Keep every line where the word "page" appears; drop the rest.

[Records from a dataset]

· · ·

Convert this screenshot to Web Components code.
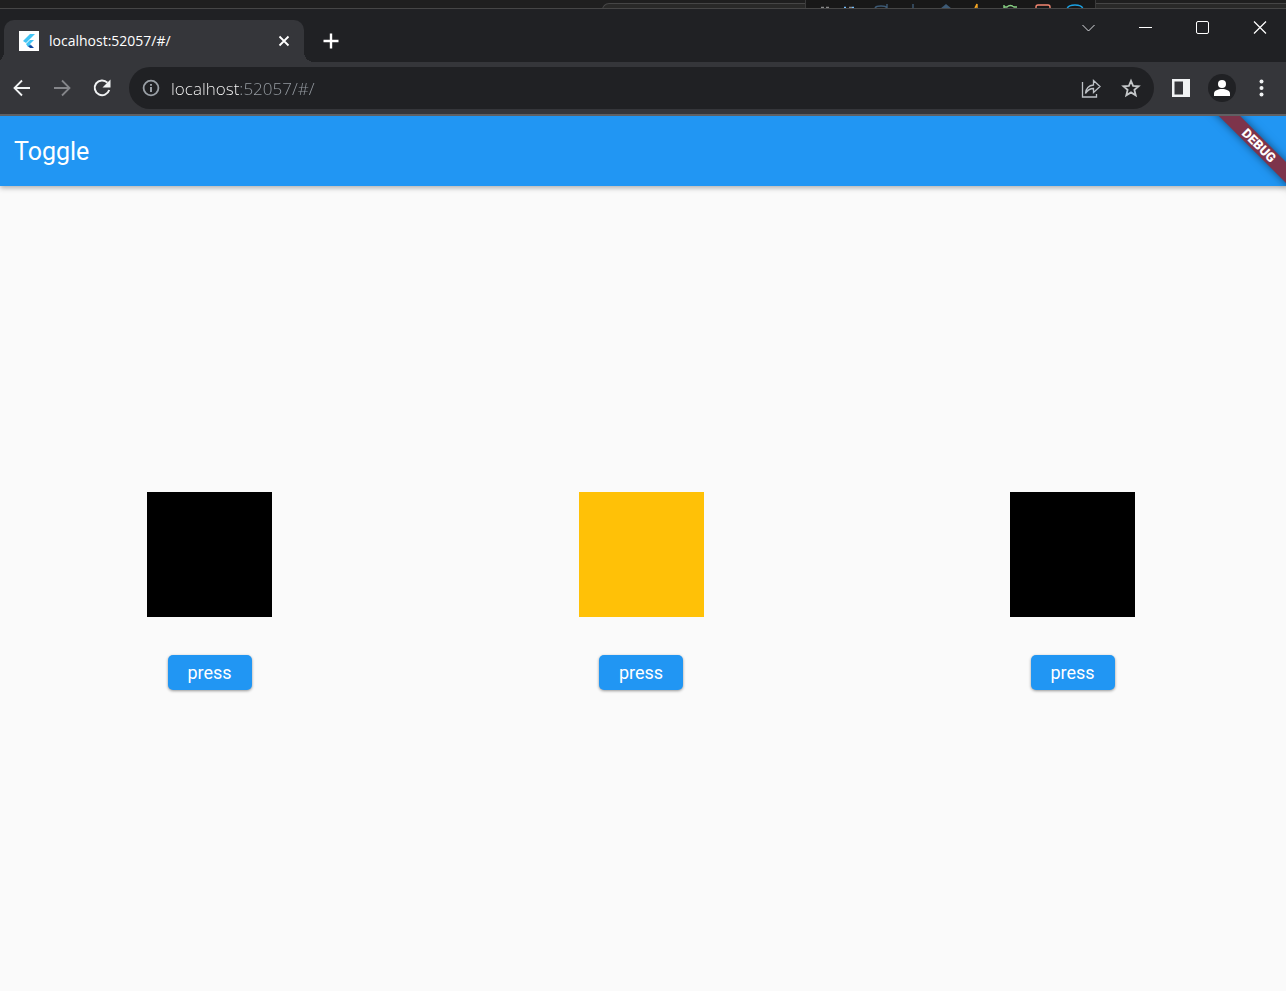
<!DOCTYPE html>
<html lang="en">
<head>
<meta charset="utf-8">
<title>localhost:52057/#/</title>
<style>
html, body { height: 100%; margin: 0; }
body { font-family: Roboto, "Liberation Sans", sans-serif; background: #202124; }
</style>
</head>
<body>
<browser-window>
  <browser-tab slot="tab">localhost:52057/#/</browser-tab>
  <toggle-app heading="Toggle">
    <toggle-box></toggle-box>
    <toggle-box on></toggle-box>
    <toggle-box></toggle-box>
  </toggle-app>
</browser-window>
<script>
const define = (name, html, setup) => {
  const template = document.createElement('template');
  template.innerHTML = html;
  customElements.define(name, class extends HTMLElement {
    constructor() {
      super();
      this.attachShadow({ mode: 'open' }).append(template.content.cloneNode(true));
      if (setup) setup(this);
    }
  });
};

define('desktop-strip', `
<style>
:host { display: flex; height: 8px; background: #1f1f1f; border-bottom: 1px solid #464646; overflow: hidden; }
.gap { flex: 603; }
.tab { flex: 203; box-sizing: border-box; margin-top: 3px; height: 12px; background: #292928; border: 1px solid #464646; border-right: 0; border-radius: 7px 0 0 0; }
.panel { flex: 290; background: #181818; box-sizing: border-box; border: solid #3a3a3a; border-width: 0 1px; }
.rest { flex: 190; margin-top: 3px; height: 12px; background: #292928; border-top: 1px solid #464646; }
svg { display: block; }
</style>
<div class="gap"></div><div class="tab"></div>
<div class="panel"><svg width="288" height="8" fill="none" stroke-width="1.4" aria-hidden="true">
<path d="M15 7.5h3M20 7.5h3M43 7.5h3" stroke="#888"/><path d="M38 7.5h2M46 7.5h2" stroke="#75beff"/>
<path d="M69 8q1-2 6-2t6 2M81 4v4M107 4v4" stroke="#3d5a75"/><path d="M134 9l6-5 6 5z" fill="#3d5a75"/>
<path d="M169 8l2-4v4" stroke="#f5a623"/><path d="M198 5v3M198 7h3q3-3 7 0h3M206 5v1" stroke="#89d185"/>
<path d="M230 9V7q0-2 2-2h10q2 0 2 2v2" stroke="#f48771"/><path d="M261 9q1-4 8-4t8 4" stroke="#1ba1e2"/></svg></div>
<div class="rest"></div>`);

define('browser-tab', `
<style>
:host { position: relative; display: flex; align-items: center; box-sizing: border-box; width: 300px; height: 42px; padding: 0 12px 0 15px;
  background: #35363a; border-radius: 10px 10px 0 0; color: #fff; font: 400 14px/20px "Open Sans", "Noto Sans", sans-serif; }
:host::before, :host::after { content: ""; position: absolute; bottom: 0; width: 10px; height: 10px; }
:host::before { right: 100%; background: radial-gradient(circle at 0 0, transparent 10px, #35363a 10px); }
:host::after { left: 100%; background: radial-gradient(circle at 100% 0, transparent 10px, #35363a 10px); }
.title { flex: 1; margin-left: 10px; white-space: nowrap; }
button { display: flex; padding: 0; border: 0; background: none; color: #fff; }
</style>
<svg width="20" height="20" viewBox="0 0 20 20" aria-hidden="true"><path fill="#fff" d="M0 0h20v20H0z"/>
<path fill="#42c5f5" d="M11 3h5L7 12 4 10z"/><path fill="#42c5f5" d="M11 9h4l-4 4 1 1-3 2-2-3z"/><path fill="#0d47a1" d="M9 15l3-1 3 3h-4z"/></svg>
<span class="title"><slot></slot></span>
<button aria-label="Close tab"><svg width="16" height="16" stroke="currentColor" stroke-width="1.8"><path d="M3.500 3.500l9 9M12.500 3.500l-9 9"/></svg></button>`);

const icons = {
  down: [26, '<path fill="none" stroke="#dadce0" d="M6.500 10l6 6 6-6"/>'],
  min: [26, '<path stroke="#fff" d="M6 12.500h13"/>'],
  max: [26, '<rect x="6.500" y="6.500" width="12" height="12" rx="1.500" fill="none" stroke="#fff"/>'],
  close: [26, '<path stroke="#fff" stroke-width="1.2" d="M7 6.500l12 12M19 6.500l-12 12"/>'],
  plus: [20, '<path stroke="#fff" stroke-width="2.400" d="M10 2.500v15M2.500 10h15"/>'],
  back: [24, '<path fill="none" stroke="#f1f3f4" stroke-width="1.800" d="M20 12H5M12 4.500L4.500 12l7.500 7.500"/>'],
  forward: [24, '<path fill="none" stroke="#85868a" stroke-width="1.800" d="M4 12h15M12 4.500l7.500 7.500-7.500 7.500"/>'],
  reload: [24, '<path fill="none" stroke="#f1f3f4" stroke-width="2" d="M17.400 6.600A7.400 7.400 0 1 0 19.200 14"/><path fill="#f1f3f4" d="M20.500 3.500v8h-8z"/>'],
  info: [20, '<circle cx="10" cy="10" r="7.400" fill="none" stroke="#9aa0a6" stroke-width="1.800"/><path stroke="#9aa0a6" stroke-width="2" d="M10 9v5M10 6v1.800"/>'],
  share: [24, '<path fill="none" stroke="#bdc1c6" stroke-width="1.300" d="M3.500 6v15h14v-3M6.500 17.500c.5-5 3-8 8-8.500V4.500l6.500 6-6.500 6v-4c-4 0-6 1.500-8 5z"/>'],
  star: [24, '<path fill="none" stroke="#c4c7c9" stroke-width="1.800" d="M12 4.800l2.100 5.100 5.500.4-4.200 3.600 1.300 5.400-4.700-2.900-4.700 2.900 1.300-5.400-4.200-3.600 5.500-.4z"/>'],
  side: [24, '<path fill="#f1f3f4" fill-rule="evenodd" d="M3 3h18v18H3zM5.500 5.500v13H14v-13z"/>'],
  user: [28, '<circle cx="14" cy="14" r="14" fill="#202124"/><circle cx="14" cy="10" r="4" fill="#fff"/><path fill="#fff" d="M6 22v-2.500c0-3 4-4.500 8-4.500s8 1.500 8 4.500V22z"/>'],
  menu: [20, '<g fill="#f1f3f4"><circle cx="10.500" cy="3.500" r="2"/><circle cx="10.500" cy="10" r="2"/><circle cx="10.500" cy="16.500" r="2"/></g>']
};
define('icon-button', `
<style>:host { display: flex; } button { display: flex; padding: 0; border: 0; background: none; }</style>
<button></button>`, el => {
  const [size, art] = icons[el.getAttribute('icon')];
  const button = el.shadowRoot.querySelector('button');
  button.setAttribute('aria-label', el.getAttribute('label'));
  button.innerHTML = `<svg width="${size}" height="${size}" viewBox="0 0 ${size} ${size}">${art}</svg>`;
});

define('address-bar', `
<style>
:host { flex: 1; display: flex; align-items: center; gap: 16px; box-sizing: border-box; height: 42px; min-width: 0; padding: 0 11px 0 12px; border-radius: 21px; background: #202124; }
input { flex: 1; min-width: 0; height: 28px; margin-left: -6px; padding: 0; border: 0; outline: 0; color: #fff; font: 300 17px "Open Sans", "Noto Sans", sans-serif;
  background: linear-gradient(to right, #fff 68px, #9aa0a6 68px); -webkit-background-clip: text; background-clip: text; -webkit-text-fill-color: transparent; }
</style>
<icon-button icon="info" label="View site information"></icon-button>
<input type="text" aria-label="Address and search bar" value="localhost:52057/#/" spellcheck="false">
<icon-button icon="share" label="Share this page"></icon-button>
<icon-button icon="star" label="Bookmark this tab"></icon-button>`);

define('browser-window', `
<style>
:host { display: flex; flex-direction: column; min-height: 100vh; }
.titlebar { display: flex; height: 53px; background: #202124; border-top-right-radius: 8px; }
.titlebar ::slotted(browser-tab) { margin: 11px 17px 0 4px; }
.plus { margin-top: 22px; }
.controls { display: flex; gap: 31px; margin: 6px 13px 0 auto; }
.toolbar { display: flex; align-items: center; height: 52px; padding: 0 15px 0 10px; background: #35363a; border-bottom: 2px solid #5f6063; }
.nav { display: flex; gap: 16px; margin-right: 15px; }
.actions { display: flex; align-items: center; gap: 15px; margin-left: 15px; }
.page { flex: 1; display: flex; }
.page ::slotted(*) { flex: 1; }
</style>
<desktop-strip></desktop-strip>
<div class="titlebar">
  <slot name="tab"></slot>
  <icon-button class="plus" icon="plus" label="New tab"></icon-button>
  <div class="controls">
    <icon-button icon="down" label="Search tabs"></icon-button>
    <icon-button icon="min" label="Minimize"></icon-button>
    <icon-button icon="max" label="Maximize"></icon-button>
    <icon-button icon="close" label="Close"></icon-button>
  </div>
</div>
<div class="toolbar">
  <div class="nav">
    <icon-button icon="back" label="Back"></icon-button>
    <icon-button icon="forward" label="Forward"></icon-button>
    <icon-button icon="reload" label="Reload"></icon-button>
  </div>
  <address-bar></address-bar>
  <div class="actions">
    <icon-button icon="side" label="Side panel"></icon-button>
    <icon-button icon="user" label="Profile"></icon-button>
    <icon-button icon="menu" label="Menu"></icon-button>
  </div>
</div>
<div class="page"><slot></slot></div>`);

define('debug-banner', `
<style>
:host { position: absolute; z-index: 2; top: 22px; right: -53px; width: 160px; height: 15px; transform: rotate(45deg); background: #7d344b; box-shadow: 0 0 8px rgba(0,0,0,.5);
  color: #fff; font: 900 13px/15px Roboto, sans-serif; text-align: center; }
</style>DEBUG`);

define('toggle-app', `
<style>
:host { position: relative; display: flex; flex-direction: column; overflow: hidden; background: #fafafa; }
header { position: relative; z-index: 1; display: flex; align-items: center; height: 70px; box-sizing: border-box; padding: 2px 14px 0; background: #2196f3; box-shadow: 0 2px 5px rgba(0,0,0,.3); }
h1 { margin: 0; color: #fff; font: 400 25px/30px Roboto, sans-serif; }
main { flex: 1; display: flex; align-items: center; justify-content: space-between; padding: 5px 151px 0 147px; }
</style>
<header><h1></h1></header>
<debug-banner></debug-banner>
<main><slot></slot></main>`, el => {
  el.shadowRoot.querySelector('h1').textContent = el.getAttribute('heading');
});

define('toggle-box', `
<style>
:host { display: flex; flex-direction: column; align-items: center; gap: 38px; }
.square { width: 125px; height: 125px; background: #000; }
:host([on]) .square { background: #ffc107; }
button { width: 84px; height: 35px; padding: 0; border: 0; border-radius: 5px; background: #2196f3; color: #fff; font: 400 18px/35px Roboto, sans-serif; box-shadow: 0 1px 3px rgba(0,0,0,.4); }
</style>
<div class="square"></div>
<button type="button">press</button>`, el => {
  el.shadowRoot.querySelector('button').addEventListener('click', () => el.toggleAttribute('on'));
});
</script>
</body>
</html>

· · ·

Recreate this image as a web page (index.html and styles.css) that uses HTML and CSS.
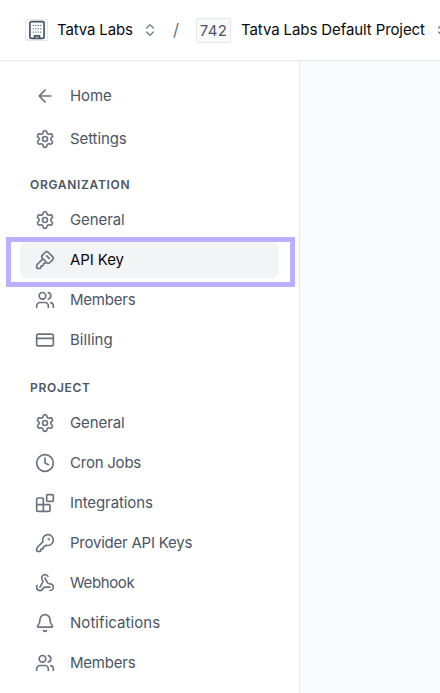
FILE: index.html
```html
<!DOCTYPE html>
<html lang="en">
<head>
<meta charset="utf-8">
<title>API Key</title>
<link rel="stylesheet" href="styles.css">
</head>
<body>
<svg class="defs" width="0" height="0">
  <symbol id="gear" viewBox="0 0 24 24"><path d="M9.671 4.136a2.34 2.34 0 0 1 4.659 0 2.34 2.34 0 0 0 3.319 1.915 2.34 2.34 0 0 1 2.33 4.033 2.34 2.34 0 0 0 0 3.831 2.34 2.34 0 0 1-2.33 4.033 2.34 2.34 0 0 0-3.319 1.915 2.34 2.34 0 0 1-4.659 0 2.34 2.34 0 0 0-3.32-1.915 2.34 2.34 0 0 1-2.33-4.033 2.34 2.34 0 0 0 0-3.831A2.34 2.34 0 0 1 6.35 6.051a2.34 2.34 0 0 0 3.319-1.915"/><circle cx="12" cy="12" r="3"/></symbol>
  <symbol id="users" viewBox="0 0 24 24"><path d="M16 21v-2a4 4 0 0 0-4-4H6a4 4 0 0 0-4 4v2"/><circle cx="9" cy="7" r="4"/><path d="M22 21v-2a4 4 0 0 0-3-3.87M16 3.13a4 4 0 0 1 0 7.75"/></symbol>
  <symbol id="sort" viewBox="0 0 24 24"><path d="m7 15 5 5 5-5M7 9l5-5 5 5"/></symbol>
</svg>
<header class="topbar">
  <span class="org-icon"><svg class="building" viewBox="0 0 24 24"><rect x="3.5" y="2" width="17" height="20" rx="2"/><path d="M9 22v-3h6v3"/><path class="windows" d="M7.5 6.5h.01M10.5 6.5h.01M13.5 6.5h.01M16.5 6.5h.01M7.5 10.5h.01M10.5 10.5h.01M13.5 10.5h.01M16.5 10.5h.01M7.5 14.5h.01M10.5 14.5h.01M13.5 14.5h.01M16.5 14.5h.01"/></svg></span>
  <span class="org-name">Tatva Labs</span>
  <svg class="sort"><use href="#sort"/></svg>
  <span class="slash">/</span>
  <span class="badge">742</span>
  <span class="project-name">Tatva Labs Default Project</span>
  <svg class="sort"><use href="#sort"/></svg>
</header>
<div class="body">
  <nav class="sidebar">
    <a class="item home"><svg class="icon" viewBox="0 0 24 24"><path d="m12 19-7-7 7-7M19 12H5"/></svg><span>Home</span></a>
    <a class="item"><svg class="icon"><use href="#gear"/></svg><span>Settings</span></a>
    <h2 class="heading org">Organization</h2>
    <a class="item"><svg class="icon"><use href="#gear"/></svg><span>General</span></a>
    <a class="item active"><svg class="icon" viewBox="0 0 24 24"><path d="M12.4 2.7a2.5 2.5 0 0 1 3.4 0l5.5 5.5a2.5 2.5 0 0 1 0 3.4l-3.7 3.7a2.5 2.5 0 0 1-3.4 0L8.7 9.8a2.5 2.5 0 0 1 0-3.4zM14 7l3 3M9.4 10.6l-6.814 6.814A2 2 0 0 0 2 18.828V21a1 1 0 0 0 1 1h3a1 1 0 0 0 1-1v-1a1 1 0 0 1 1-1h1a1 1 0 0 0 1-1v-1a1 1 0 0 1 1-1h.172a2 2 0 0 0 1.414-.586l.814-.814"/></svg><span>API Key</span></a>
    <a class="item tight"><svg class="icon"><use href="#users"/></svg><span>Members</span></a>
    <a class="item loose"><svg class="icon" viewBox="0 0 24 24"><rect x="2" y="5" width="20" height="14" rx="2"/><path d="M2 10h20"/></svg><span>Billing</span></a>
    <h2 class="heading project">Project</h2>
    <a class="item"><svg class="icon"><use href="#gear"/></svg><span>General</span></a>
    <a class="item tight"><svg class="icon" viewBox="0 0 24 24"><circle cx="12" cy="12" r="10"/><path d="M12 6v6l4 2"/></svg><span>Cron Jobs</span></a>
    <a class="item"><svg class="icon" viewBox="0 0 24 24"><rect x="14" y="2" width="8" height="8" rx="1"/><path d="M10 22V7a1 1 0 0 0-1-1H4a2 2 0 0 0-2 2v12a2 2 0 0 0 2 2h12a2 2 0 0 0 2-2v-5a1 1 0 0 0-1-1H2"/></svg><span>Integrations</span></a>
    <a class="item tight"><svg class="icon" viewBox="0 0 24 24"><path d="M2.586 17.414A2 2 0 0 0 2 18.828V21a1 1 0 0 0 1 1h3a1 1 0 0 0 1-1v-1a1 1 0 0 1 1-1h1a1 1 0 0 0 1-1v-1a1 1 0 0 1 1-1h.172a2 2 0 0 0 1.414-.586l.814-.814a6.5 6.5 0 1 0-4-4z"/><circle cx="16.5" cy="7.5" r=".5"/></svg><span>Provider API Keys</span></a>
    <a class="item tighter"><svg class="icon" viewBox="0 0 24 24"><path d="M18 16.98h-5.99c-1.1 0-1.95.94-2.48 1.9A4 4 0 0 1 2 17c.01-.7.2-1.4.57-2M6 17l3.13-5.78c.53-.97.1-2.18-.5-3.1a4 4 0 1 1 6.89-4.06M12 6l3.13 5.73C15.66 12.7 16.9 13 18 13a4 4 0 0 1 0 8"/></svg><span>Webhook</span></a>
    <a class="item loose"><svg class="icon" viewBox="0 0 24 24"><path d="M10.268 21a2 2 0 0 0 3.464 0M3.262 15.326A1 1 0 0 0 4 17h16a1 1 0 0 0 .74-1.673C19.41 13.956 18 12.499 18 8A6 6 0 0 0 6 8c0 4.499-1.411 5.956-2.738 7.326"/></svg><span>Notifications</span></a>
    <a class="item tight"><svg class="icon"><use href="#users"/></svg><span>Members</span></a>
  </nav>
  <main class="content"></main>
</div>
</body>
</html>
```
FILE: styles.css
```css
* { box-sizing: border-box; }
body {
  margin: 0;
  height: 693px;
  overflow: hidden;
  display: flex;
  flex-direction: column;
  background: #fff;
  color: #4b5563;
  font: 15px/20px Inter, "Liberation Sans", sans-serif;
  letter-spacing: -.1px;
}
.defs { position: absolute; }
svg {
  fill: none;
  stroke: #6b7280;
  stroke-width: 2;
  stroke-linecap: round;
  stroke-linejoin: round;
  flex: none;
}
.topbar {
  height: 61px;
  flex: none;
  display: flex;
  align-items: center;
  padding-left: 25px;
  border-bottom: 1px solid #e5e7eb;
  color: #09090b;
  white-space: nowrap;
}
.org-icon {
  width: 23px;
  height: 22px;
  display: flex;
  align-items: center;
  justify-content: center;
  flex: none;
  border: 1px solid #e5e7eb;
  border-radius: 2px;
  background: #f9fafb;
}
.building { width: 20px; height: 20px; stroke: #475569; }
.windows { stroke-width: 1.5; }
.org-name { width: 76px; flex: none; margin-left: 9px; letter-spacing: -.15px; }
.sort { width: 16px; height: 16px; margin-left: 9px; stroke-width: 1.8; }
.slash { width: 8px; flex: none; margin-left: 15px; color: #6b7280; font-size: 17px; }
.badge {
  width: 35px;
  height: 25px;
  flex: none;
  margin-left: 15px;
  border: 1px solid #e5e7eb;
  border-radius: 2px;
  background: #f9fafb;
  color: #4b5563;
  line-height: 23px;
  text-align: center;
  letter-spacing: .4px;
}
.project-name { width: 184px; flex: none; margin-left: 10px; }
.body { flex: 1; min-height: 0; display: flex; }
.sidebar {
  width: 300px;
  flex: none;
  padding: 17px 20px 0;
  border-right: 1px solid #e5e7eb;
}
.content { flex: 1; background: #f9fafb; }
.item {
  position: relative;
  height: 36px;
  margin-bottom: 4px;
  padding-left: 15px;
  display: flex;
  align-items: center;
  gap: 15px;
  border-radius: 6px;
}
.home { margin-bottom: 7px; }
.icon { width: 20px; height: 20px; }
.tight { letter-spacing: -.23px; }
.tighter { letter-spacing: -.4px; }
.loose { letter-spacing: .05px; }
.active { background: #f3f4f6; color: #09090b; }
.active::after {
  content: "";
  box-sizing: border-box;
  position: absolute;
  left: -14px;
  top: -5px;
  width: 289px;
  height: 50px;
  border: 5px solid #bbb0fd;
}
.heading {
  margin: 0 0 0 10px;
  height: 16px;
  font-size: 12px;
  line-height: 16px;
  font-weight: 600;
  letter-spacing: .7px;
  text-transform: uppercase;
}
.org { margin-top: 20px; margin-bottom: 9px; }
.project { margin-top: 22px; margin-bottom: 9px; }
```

· · ·

■ Answer for the task:
<icon-button icon="share" label="Share this page"></icon-button>
.page { flex: 1; display: flex; }
.page ::slotted(*) { flex: 1; }
<div class="page"><slot></slot></div>`);
Recreate this image as a web page (index.html and styles.css) that uses HTML and CSS.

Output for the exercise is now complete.